Overall, I found the film to be deeply moving and well done. Mai Iskander manages to tackle these very serious issues with an unmistakable lightheartedness, largely owing to the charm of the three main characters. Adham, Osama, and Nabil are truly authentic and delightful young men. There were quite a few humorous “coming-of-age” moments and comic cultural references. I couldn’t help but wonder how difficult it must have been to get these guys to open up on camera about their sometimes very personal struggles. Both Adham and Osama seemed to wrestle with self-esteem issues – which sadly are often triggered by the less-than-sympathetic treatment of fellow Egyptians from higher social classes…

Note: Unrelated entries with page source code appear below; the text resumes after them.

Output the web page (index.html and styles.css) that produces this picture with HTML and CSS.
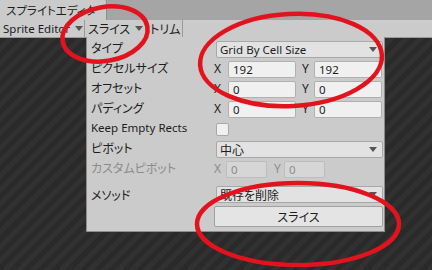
FILE: index.html
```html
<!DOCTYPE html>
<html lang="ja">
<head>
    <meta charset="UTF-8">
    <title>スプライトエディタ</title>
    <link rel="stylesheet" href="styles.css">
</head>
<body>
    <div class="window">
        <div class="titlebar">
            <div class="tab">スプライトエディタ</div>
        </div>
        <div class="toolbar">
            <div class="tool latin">Sprite Editor <span class="caret"></span></div>
            <div class="tool">スライス <span class="caret"></span></div>
            <div class="tool">トリム</div>
        </div>
        <div class="canvas">
            <div class="slice-menu">
                <div class="row">
                    <span class="label">タイプ</span>
                    <div class="popup latin">Grid By Cell Size<span class="caret"></span></div>
                </div>
                <div class="row">
                    <span class="label">ピクセルサイズ</span>
                    <div class="vec">
                        <span class="axis">X</span><span class="field latin">192</span>
                        <span class="axis ay">Y</span><span class="field latin">192</span>
                    </div>
                </div>
                <div class="row">
                    <span class="label">オフセット</span>
                    <div class="vec">
                        <span class="axis">X</span><span class="field latin">0</span>
                        <span class="axis ay">Y</span><span class="field latin">0</span>
                    </div>
                </div>
                <div class="row">
                    <span class="label">パディング</span>
                    <div class="vec">
                        <span class="axis">X</span><span class="field latin">0</span>
                        <span class="axis ay">Y</span><span class="field latin">0</span>
                    </div>
                </div>
                <div class="row">
                    <span class="label latin">Keep Empty Rects</span>
                    <span class="check"></span>
                </div>
                <div class="row">
                    <span class="label">ピボット</span>
                    <div class="popup">中心<span class="caret"></span></div>
                </div>
                <div class="row disabled">
                    <span class="label">カスタムピボット</span>
                    <div class="vec small">
                        <span class="axis">X</span><span class="field latin">0</span>
                        <span class="axis ay">Y</span><span class="field latin">0</span>
                    </div>
                </div>
                <div class="row method">
                    <span class="label">メソッド</span>
                    <div class="popup">既存を削除<span class="caret"></span></div>
                </div>
                <div class="row action">
                    <button class="slice-btn">スライス</button>
                </div>
            </div>
        </div>
        <svg class="marks" width="432" height="270" viewBox="0 0 432 270">
            <ellipse cx="105" cy="34" rx="43" ry="27" transform="rotate(-10 105 34)"/>
            <ellipse cx="291" cy="60" rx="91" ry="46" transform="rotate(-3 291 60)"/>
            <ellipse cx="298" cy="224" rx="101" ry="41"/>
        </svg>
    </div>
</body>
</html>
```
FILE: styles.css
```css
* {
    box-sizing: border-box;
}
body {
    margin: 0;
    background: #2b2b2b;
    font-family: "Noto Sans CJK JP", "Noto Sans", sans-serif;
    font-size: 12px;
    font-feature-settings: "palt";
    color: #1c1c1c;
    white-space: nowrap;
}
.latin {
    font-family: "Noto Sans", "Noto Sans CJK JP", sans-serif;
    font-size: 11.5px;
}
.window {
    width: 432px;
    height: 270px;
    position: relative;
    overflow: hidden;
    display: flex;
    flex-direction: column;
}
.titlebar {
    height: 20px;
    background: #a5a5a5;
    display: flex;
}
.tab {
    width: 107px;
    padding-left: 6px;
    line-height: 21px;
    font-size: 11.5px;
    background: #cbcbcb;
    border-right: 1px solid #8e8e8e;
    border-top-right-radius: 2px;
}
.toolbar {
    height: 18px;
    background: #cbcbcb;
    border-bottom: 1px solid #9a9a9a;
    display: flex;
}
.tool {
    height: 17px;
    line-height: 17px;
    padding: 0 0 0 3px;
    border-right: 1px solid #9a9a9a;
    display: flex;
    align-items: center;
    gap: 5px;
}
.tool:nth-child(1) {
    width: 85px;
}
.tool:nth-child(2) {
    width: 62px;
}
.tool:nth-child(3) {
    width: 36px;
}
.caret {
    width: 0;
    height: 0;
    border-left: 4px solid transparent;
    border-right: 4px solid transparent;
    border-top: 5px solid #555;
}
.canvas {
    flex: 1;
    position: relative;
    background: repeating-linear-gradient(135deg, #2a2a2a 0 5px, #313131 5px 10px);
}
.slice-menu {
    position: absolute;
    left: 86px;
    top: -1px;
    width: 299px;
    height: 195px;
    padding: 2px 0 0 4px;
    background: #cbcbcb;
    border: 1px solid #8c8c8c;
    border-top: none;
}
.row {
    height: 20px;
    display: grid;
    grid-template-columns: 123px 1fr;
    align-items: center;
}
.row.method {
    height: 24px;
    align-items: end;
}
.row.action {
    height: 26px;
    grid-template-columns: 1fr;
    padding-left: 123px;
}
.label {
    line-height: 16px;
    margin-top: -2px;
}
.popup {
    margin-left: 2px;
    width: 167px;
    height: 17px;
    padding-left: 3px;
    background: #e2e2e2;
    border: 1px solid #a8a8a8;
    border-radius: 2px;
    display: flex;
    justify-content: space-between;
    align-items: center;
}
.popup .caret {
    margin-right: 5px;
}
.vec {
    display: flex;
    align-items: center;
}
.axis {
    width: 14px;
    line-height: 16px;
    font-family: "Noto Sans", sans-serif;
}
.ay {
    margin-left: 6px;
    width: 12px;
}
.field {
    width: 68px;
    height: 17px;
    line-height: 15px;
    padding-left: 4px;
    background: #f0f0f0;
    border: 1px solid #b0b0b0;
    border-radius: 2px;
}
.vec.small .axis {
    width: 12px;
}
.vec.small .ay {
    margin-left: 7px;
    width: 10px;
}
.vec.small .field {
    width: 41px;
}
.disabled {
    color: #8c8c8c;
}
.disabled .field {
    background: #d6d6d6;
    border-color: #bdbdbd;
}
.check {
    margin-left: 2px;
    width: 13px;
    height: 13px;
    background: #f0f0f0;
    border: 1px solid #a8a8a8;
    border-radius: 2px;
}
.slice-btn {
    width: 169px;
    height: 21px;
    padding: 0;
    font: inherit;
    color: #1c1c1c;
    background: #e4e4e4;
    border: 1px solid #a0a0a0;
    border-radius: 2px;
}
.marks {
    position: absolute;
    left: 0;
    top: 0;
    pointer-events: none;
}
.marks ellipse {
    fill: none;
    stroke: #e3131e;
    stroke-width: 4.5;
}
```
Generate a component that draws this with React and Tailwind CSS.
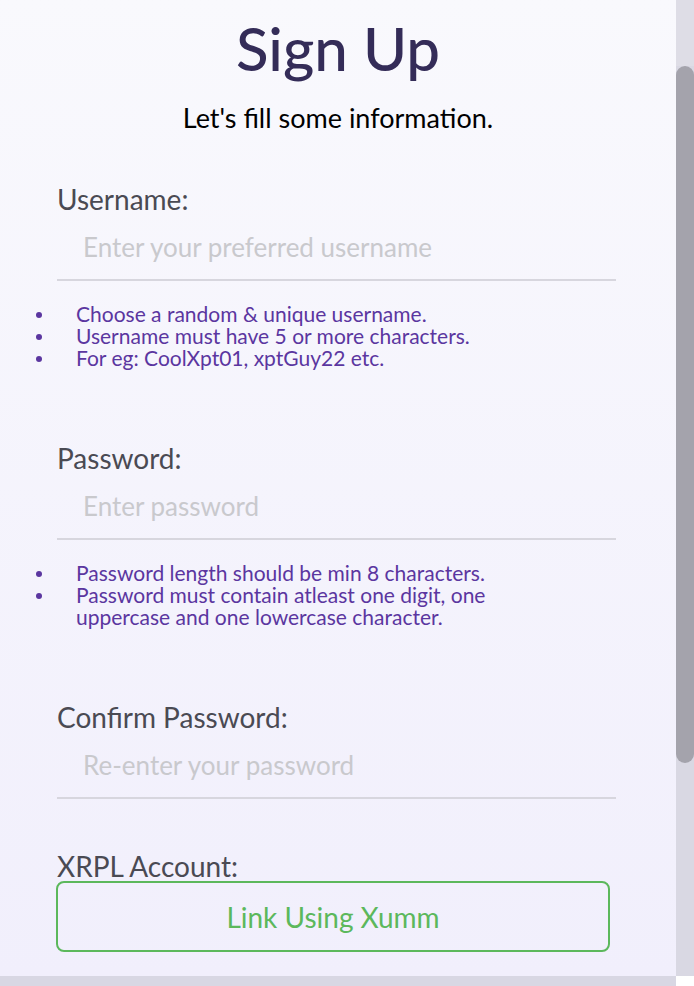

The camera work and the directing was done in a true-to-life documentary style, and the background music ranged from beautiful traditional Middle Eastern strains, to familiar modern, popular Egyptian music. The music fit the scenes perfectly and colored them with genuine sentiment and familiar hues of old and modern Egyptian folklore.
Here is what some others have had to say about the film:
In the words of former Vice President Al Gore, “Garbage Dreams is a moving story of young men searching for ways to eke out a living for their families and facing tough choices as they try to do the right thing for the planet. Mai Iskander guides us into a ‘garbage village,’ a place so different from our own, and yet the choices they face there are so hauntingly familiar. Ultimately, Garbage Dreams makes a compelling case that modernization does not always equal progress.”
In an interview with Thomas White of the International Documentary Association, Mai Iskander shares why she was inspired to make this documentary. If you haven’t already, go ahead and watch the trailer. The film is also airing on PBS on April 27, 2010 at 10 PM Central Time (check on pbs.org to find out when it’s showing in your city). Make sure you catch it!
For those of you who have seen the film, what did you think of it? Has anyone ever visited the Zaballeen District in Cairo before? What kind of feelings did it evoke?